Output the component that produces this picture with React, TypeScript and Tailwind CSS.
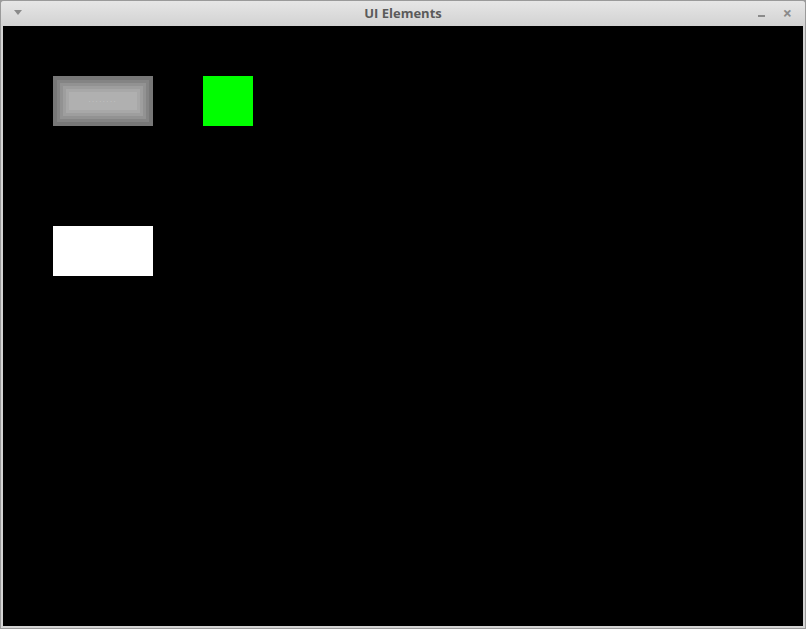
export default function App() {
  return (
    <div className="w-[806px] h-[629px] bg-[#9a9a9a] p-px font-['Open_Sans',sans-serif]">
      <div className="flex flex-col h-full bg-[#d4d4d4] rounded-t-[3px]">
        {/* Title bar */}
        <div className="relative flex items-center justify-center h-[25px] bg-gradient-to-b from-[#e6e6e6] to-[#d2d2d2] rounded-t-[3px]">
          <span className="absolute left-[13px] top-[9px] w-0 h-0 border-l-[4px] border-r-[4px] border-t-[5px] border-l-transparent border-r-transparent border-t-[#8a8a8a]" />
          <span className="text-[13px] font-bold text-[#5a5a5a]">UI Elements</span>
          <span className="absolute right-[40px] top-[14px] w-[7px] h-[2px] bg-[#8a8a8a]" />
          <span className="absolute right-[13px] top-[6px] text-[16px] leading-[13px] font-bold text-[#8a8a8a]">×</span>
        </div>
        {/* Content */}
        <div className="mx-[2px] mb-[2px] h-[600px] bg-black p-[50px] flex flex-col gap-[100px]">
          <div className="flex gap-[50px]">
            <div className="w-[100px] h-[50px] bg-[#b0b0b0] shadow-[inset_0_0_0_4px_#777777,inset_0_0_0_7px_#848484,inset_0_0_0_10px_#929292,inset_0_0_0_13px_#9e9e9e,inset_0_0_0_16px_#a8a8a8] flex items-center justify-center">
              <span className="text-[6px] tracking-[2px] text-[#d8d8d8] leading-none">········</span>
            </div>
            <div className="w-[50px] h-[50px] bg-[#00ff00]" />
          </div>
          <div className="w-[100px] h-[50px] bg-white" />
        </div>
      </div>
    </div>
  );
}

■ ■ ■ ■ ■

- **What is expected**
Omitting all images, print the listing exactly.

- **Finished answer**
Output the component that produces this picture with React, TypeScript and Tailwind CSS.
export default function App() {
  return (
    <div className="w-[806px] h-[629px] bg-[#9a9a9a] p-px font-['Open_Sans',sans-serif]">
      <div className="flex flex-col h-full bg-[#d4d4d4] rounded-t-[3px]">
        {/* Title bar */}
        <div className="relative flex items-center justify-center h-[25px] bg-gradient-to-b from-[#e6e6e6] to-[#d2d2d2] rounded-t-[3px]">
          <span className="absolute left-[13px] top-[9px] w-0 h-0 border-l-[4px] border-r-[4px] border-t-[5px] border-l-transparent border-r-transparent border-t-[#8a8a8a]" />
          <span className="text-[13px] font-bold text-[#5a5a5a]">UI Elements</span>
          <span className="absolute right-[40px] top-[14px] w-[7px] h-[2px] bg-[#8a8a8a]" />
          <span className="absolute right-[13px] top-[6px] text-[16px] leading-[13px] font-bold text-[#8a8a8a]">×</span>
        </div>
        {/* Content */}
        <div className="mx-[2px] mb-[2px] h-[600px] bg-black p-[50px] flex flex-col gap-[100px]">
          <div className="flex gap-[50px]">
            <div className="w-[100px] h-[50px] bg-[#b0b0b0] shadow-[inset_0_0_0_4px_#777777,inset_0_0_0_7px_#848484,inset_0_0_0_10px_#929292,inset_0_0_0_13px_#9e9e9e,inset_0_0_0_16px_#a8a8a8] flex items-center justify-center">
              <span className="text-[6px] tracking-[2px] text-[#d8d8d8] leading-none">········</span>
            </div>
            <div className="w-[50px] h-[50px] bg-[#00ff00]" />
          </div>
          <div className="w-[100px] h-[50px] bg-white" />
        </div>
      </div>
    </div>
  );
}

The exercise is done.